The Seals never had a winning season before moving to Cleveland, where they became the Barons but lost some more before merging with the Minnesota North Stars. The North Stars ultimately relocated to Dallas.
So while everybody around here is excited about the Golden Knights dropping the puck, Tim Ryan said it might be a good idea to put the puck in the net once it is dropped, which is never easy for an expansion team.
“I’m excited about an NHL franchise coming there … but all of us were optimistic about (the Seals) too, because the franchise had done so well in the WHL,” Ryan said, alluding to the Seals’ minor league heyday in the Western Hockey League.
Like here, there was a glittering new arena in which to play — the same one the Golden State Warriors still play basketball in today.
“What we had not realized is that people would not be willing to come across the (San Francisco-Oakland Bay) bridge to watch hockey, and it became impossible to build interest in hockey in Oakland after that,” Ryan said.
At least hockey fans here won’t have to cross a bridge.
Tim Ryan said he was going to watch the Red Wings skate with Sharks on Saturday in San Jose, where the old Seals will have a reunion. Stories will be told, and I’m sure the old Seals will get a kick out of the one about Ryan, Gil Clancy, Boz Scaggs and Mikhail Baryshnikov having drinks at Tosca in North Beach.
Ryan was sitting high in the War Memorial Opera House watching Baryshnikov do pirouettes when he spotted Terry Bradshaw’s bald head in the seats below. The opera had been wife JoJo Starbuck’s idea, Terry said during intermission. Ryan said he was meeting boxing sidekick Clancy afterward at Tosca, which Baryshnikov was said to frequent when in town.

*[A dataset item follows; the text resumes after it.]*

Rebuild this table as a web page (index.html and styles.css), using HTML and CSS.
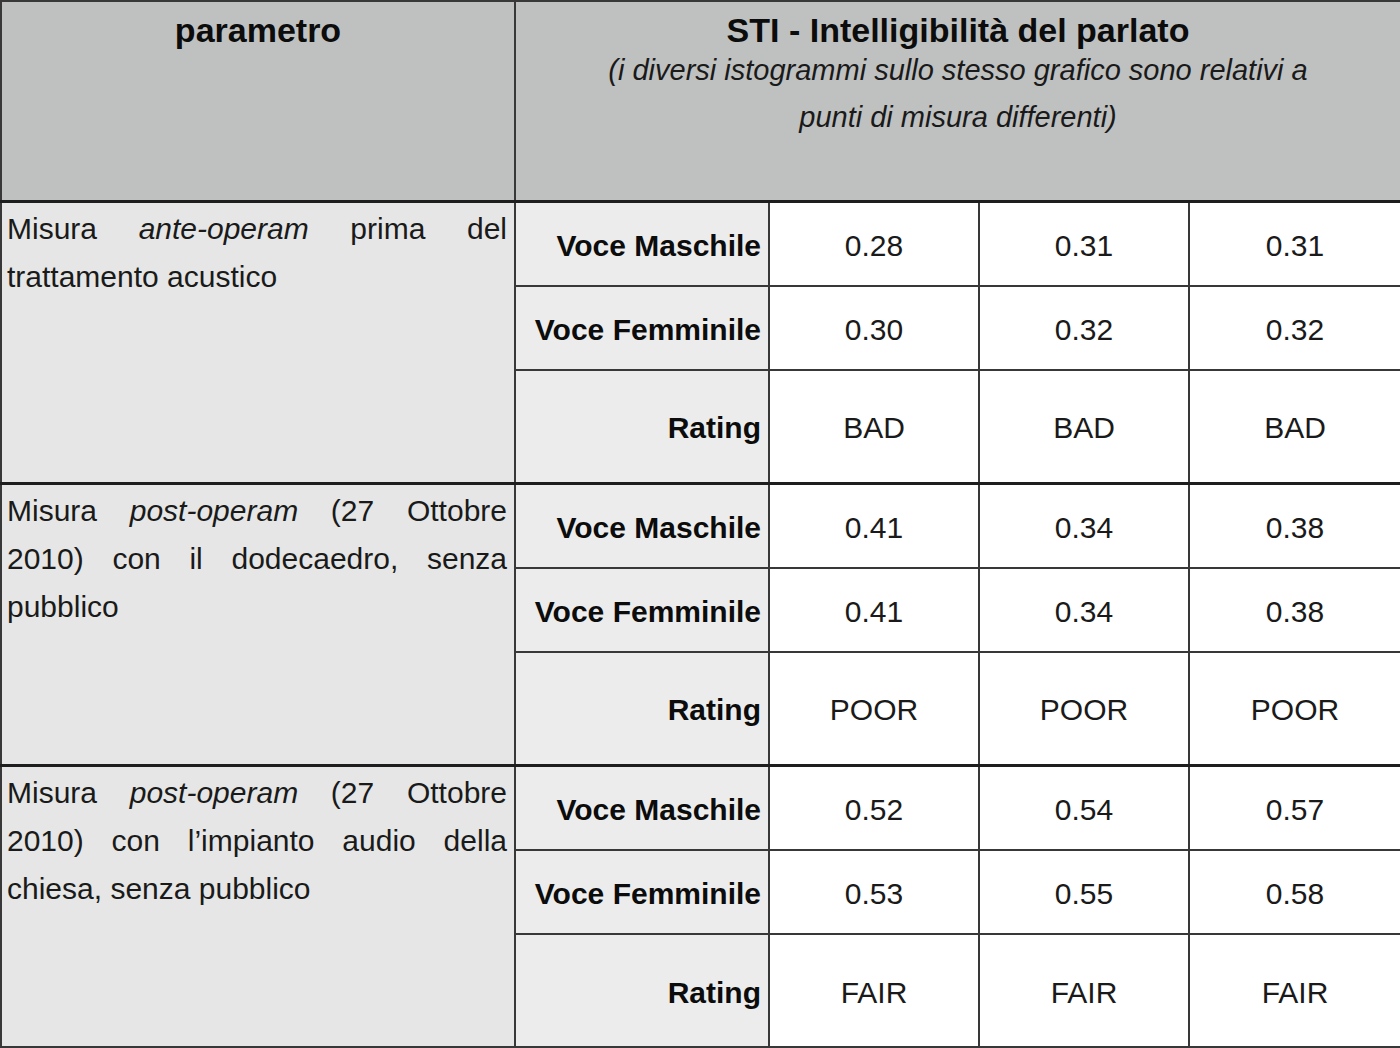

A fight fan who looked familiar approached their table. It was musician Boz Scaggs, and when Baryshnikov arrived, it was Boz who did the Lido Shuffle and made the introductions.
Tim Ryan told Mikhail Baryshnikov he wanted to make a documentary about impalas in Zimbabwe set to ballet music, because impalas are graceful. His hope: that Baryshnikov, a fellow enthusiast of African wildlife, might be the choreographer.
Misha’s ballet schedule forced him to pass, and the documentary never got made, but Tim Ryan went on to call 10 Olympics, and once won a bet with Bob Arum that involved a Carthusian monk and a mountaintop monastery overlooking Grenoble, France.
If you want details, you’ll have to buy the book.